What the task asks:
Extract the lines of the material below, beginning with the first and ending with the line that holds "import React from". Skip every picture.

Data lines:
────────────────────
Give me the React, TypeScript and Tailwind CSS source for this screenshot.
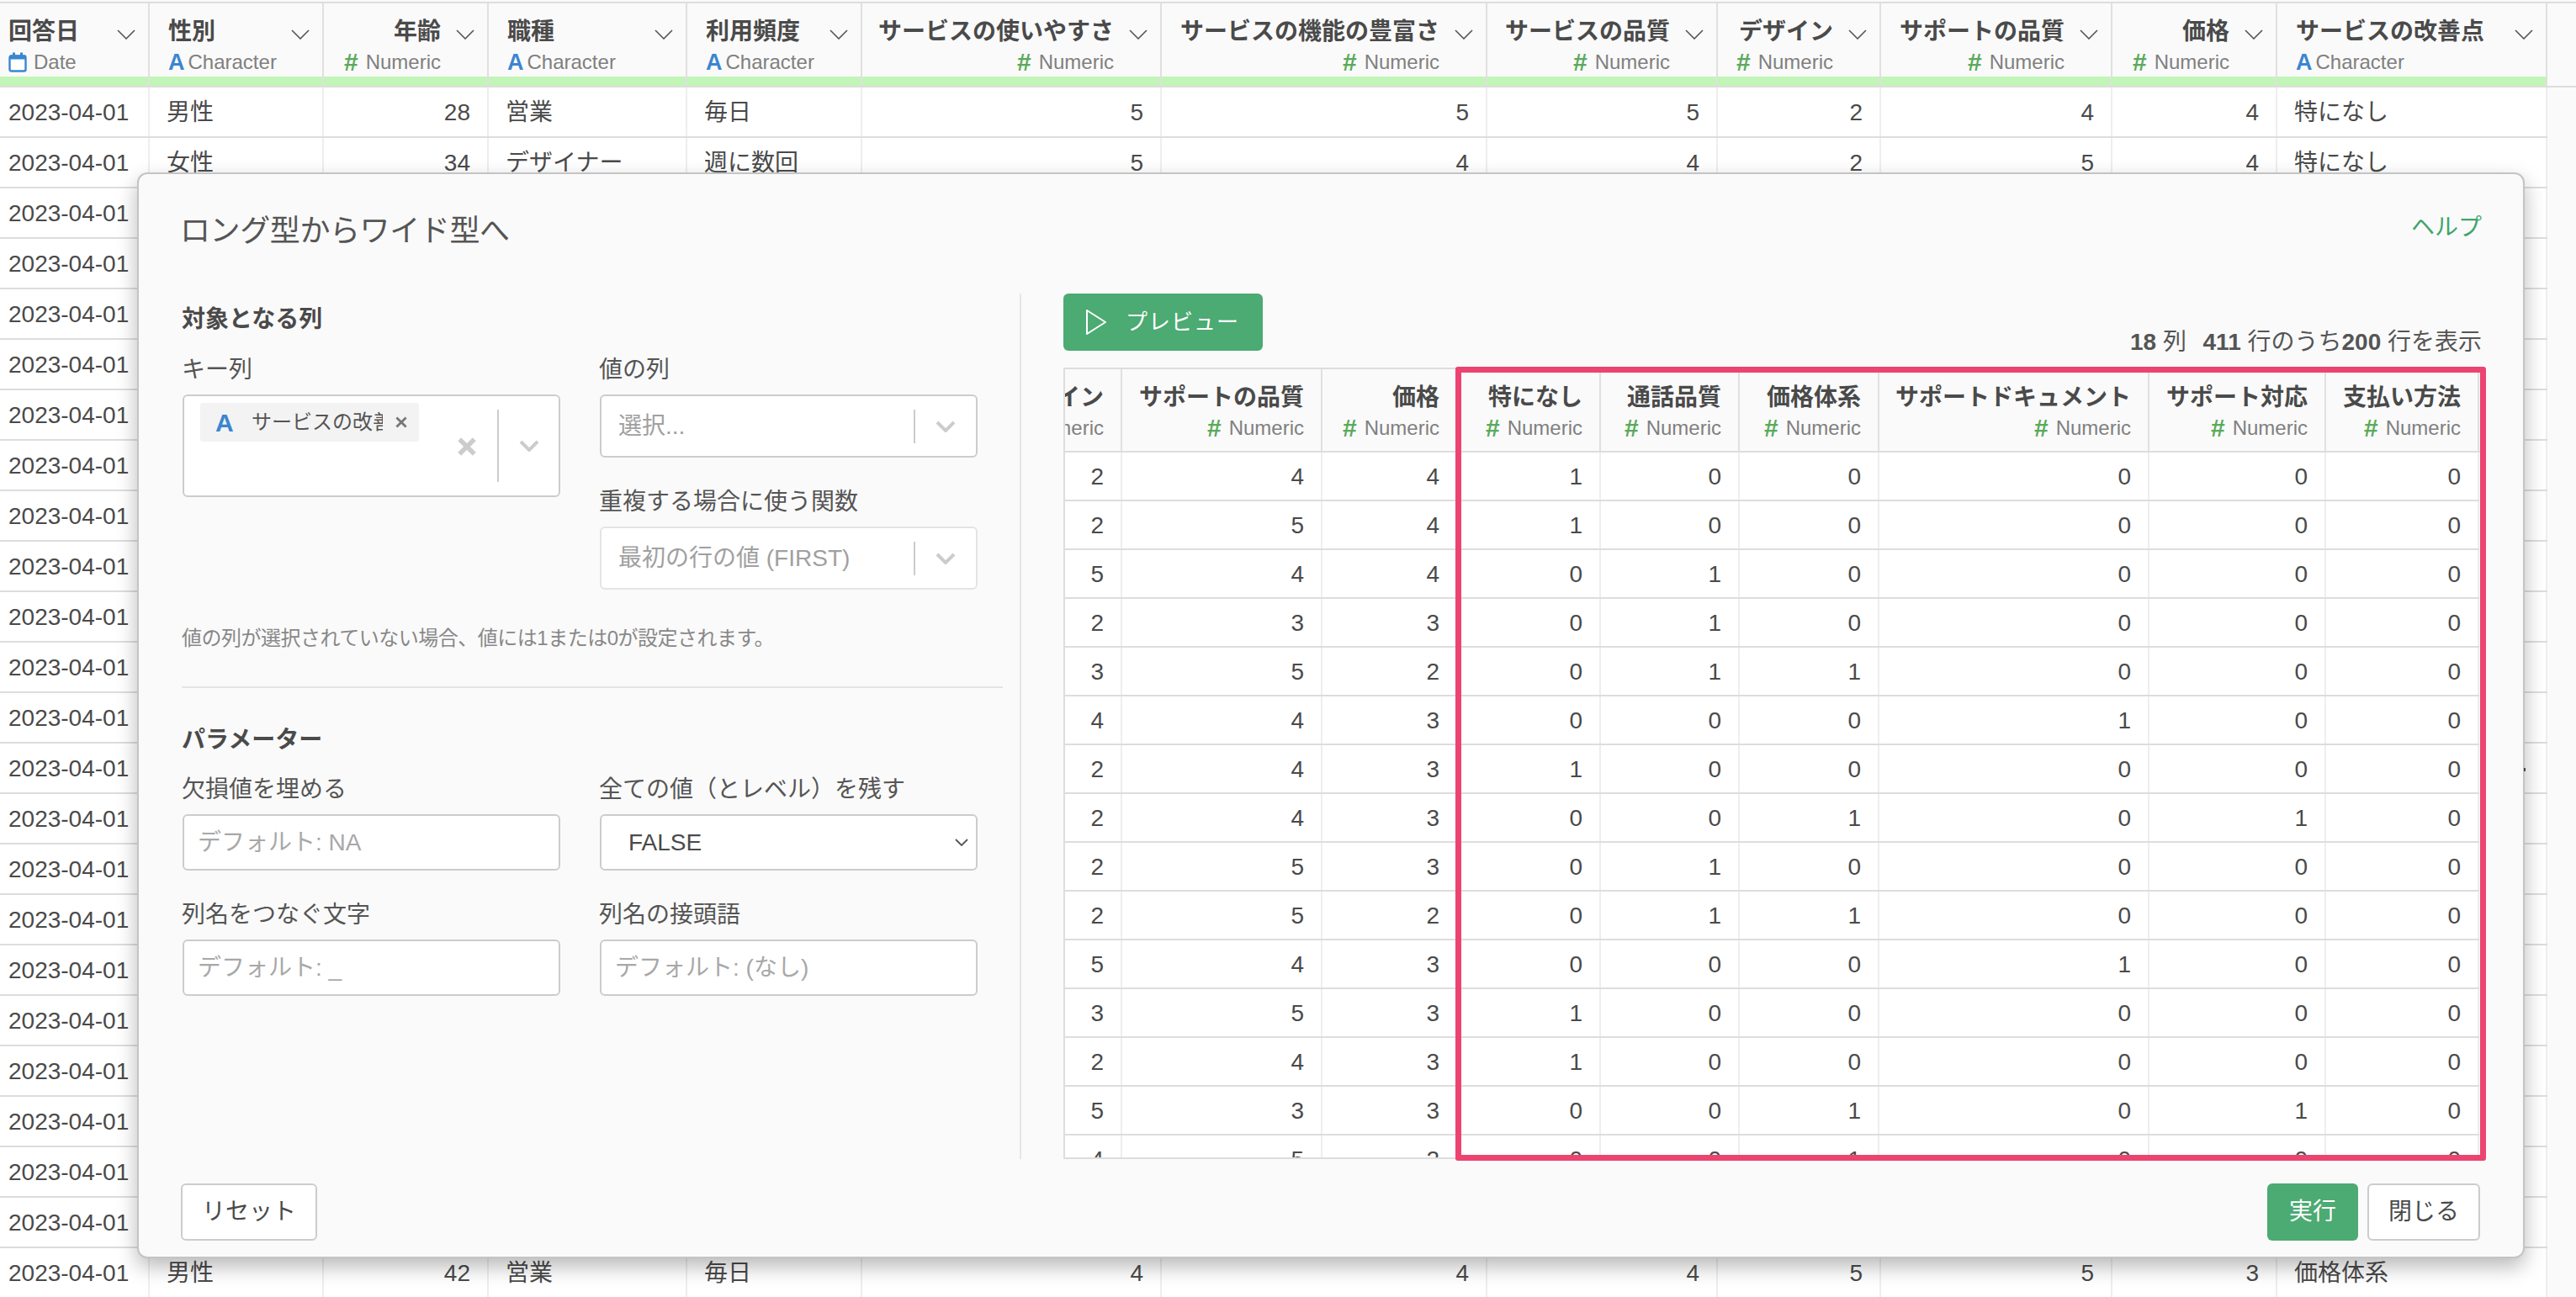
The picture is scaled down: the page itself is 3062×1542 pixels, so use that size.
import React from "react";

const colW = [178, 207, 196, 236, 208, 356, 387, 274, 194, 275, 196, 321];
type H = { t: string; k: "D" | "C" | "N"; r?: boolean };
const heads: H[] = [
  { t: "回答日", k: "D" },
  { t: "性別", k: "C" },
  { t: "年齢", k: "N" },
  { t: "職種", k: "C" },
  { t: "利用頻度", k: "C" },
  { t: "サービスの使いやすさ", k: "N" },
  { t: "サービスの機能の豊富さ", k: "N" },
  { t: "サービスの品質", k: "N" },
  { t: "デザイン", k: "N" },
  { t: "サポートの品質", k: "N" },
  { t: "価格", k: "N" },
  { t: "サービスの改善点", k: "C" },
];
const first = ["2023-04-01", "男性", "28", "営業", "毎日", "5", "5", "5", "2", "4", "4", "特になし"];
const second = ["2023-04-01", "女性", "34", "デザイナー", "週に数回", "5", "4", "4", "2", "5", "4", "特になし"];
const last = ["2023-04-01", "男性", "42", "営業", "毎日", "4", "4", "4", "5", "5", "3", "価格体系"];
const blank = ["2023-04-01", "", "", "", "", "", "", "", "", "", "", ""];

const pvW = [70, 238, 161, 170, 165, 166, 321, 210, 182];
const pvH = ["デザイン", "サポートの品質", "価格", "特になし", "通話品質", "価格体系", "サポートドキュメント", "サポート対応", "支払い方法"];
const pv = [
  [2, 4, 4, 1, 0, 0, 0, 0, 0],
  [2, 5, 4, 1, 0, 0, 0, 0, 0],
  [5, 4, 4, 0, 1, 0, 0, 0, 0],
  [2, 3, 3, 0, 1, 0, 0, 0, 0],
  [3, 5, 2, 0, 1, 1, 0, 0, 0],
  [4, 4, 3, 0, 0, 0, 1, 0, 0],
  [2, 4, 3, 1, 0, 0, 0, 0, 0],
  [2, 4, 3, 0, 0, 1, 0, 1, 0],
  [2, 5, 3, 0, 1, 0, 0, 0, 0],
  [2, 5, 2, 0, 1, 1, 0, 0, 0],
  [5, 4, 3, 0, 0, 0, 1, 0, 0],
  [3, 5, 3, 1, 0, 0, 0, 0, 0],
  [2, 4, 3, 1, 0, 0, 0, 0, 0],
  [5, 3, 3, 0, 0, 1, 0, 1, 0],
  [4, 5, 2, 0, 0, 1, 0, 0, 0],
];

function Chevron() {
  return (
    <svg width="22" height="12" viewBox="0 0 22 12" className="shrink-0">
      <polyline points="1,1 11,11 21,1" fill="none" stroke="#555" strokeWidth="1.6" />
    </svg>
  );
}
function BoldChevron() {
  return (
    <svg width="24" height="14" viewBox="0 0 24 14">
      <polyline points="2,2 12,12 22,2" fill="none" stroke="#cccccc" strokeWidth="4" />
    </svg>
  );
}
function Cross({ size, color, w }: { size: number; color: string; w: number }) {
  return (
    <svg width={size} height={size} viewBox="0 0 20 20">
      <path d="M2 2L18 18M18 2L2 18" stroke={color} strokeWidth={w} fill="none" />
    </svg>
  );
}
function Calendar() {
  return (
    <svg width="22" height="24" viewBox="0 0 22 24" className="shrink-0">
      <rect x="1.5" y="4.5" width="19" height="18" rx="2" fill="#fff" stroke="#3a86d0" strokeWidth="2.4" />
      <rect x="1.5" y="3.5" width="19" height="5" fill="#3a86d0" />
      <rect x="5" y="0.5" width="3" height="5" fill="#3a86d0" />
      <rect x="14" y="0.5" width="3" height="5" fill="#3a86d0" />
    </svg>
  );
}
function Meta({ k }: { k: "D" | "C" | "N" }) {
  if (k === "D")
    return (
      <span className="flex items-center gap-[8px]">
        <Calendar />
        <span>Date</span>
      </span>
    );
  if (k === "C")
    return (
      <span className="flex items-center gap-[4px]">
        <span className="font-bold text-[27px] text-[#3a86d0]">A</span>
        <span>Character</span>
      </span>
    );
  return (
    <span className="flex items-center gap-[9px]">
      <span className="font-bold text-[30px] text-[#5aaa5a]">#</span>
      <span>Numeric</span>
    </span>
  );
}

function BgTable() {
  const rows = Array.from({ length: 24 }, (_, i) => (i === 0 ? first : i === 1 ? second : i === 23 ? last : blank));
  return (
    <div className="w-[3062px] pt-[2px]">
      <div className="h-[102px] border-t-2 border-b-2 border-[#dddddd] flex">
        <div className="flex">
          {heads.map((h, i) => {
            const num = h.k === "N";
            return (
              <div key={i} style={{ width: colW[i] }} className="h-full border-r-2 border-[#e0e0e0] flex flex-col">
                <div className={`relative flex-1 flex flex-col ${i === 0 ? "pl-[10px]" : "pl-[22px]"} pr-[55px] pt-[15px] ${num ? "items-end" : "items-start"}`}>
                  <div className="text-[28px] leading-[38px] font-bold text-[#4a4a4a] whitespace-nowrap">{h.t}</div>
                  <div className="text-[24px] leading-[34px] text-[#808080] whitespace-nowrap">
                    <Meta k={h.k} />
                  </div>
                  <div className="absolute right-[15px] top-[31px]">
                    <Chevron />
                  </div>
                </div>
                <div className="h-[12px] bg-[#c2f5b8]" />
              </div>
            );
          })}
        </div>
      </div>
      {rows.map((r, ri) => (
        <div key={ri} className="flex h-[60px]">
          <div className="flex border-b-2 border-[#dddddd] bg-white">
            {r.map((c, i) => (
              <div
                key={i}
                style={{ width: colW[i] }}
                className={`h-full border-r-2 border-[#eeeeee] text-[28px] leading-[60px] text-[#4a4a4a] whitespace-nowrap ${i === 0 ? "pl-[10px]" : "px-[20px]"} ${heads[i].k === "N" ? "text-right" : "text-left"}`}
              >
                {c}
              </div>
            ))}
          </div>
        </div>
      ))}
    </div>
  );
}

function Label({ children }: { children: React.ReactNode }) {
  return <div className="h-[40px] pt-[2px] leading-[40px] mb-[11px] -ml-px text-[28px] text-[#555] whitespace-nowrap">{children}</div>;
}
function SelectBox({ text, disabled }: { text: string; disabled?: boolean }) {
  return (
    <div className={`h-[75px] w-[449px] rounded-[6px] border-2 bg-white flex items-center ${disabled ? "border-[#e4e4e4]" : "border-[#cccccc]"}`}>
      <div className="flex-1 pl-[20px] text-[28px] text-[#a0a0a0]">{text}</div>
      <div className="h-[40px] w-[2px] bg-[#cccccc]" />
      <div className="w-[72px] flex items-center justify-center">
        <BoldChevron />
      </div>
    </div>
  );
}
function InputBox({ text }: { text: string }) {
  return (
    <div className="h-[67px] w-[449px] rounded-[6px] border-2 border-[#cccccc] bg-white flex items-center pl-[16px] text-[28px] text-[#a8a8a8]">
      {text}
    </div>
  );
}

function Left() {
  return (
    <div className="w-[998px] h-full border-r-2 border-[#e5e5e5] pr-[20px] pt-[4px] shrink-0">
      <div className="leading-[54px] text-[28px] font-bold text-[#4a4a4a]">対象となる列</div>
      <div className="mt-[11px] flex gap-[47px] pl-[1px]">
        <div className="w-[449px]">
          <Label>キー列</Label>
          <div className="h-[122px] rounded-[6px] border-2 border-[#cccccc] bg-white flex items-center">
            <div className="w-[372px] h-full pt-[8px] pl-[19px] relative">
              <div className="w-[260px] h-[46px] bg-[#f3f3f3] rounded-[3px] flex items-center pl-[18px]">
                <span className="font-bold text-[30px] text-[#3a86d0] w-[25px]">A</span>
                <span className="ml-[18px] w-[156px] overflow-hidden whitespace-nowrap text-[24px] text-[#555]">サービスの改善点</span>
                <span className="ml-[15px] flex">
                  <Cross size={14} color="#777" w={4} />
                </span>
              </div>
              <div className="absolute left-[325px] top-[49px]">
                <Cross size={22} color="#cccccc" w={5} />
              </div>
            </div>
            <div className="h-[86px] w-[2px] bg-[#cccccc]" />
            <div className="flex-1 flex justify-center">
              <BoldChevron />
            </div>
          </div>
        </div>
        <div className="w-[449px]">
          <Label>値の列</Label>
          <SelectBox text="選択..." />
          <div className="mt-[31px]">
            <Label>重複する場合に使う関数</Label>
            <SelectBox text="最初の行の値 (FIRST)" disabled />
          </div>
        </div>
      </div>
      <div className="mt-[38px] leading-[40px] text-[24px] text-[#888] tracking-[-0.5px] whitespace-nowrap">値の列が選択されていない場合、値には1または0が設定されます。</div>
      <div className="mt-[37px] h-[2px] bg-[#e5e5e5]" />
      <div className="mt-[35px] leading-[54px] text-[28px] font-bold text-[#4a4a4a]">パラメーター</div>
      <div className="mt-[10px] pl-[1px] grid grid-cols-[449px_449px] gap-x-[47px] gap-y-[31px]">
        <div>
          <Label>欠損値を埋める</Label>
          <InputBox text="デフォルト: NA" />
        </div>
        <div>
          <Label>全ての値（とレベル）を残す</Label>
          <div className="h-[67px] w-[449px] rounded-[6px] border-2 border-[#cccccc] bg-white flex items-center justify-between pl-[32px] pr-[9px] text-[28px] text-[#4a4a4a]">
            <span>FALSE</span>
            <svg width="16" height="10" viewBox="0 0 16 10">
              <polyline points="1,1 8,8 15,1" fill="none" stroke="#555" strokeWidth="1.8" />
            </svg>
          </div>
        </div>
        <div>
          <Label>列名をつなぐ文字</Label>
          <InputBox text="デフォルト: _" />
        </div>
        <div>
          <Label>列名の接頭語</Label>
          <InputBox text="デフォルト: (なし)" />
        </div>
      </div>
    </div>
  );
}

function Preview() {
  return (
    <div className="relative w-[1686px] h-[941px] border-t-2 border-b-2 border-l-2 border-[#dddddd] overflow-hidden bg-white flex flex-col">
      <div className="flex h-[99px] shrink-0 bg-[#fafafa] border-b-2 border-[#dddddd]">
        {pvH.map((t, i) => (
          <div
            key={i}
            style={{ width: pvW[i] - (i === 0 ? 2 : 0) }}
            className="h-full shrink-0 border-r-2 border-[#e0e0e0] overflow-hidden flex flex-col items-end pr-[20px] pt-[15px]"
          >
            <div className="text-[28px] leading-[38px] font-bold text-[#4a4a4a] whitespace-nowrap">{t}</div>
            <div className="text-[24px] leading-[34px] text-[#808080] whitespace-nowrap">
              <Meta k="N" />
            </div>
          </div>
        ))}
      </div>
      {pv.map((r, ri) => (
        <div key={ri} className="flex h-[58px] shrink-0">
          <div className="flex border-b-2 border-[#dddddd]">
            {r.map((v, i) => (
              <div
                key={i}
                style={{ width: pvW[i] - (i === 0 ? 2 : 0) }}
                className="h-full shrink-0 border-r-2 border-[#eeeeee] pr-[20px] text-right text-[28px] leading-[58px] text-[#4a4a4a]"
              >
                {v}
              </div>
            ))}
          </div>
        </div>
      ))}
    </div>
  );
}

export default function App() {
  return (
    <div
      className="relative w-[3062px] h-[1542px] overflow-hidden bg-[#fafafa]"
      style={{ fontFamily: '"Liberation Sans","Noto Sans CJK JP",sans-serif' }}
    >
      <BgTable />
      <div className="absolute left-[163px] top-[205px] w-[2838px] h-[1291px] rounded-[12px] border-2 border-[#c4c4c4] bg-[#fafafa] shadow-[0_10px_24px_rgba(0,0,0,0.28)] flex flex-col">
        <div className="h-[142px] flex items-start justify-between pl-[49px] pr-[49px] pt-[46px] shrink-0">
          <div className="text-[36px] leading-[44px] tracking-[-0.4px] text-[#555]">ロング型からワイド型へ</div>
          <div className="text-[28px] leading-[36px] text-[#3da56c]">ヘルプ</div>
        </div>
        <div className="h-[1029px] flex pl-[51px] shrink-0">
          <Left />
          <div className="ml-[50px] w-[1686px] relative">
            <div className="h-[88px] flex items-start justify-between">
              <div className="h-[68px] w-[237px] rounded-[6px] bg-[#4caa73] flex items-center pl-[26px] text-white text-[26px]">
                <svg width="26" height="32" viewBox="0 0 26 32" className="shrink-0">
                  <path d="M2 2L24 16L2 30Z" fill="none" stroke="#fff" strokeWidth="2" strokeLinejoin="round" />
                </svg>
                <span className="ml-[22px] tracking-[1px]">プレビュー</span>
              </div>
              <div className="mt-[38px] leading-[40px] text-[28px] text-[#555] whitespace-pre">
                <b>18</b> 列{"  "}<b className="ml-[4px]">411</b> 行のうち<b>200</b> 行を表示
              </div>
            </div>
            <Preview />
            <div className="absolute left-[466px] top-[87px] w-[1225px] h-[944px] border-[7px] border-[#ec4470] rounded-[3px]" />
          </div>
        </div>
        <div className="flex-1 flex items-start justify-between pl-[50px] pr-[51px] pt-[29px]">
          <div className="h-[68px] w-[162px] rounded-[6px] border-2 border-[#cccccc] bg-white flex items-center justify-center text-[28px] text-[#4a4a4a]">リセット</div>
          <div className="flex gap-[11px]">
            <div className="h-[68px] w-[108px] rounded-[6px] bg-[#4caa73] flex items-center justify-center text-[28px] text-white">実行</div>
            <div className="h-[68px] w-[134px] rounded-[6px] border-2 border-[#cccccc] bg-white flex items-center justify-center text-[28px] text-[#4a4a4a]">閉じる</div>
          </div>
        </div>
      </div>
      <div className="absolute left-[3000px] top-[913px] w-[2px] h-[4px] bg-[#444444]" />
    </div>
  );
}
────────────────────
The result:
Give me the React, TypeScript and Tailwind CSS source for this screenshot.
The picture is scaled down: the page itself is 3062×1542 pixels, so use that size.
import React from "react";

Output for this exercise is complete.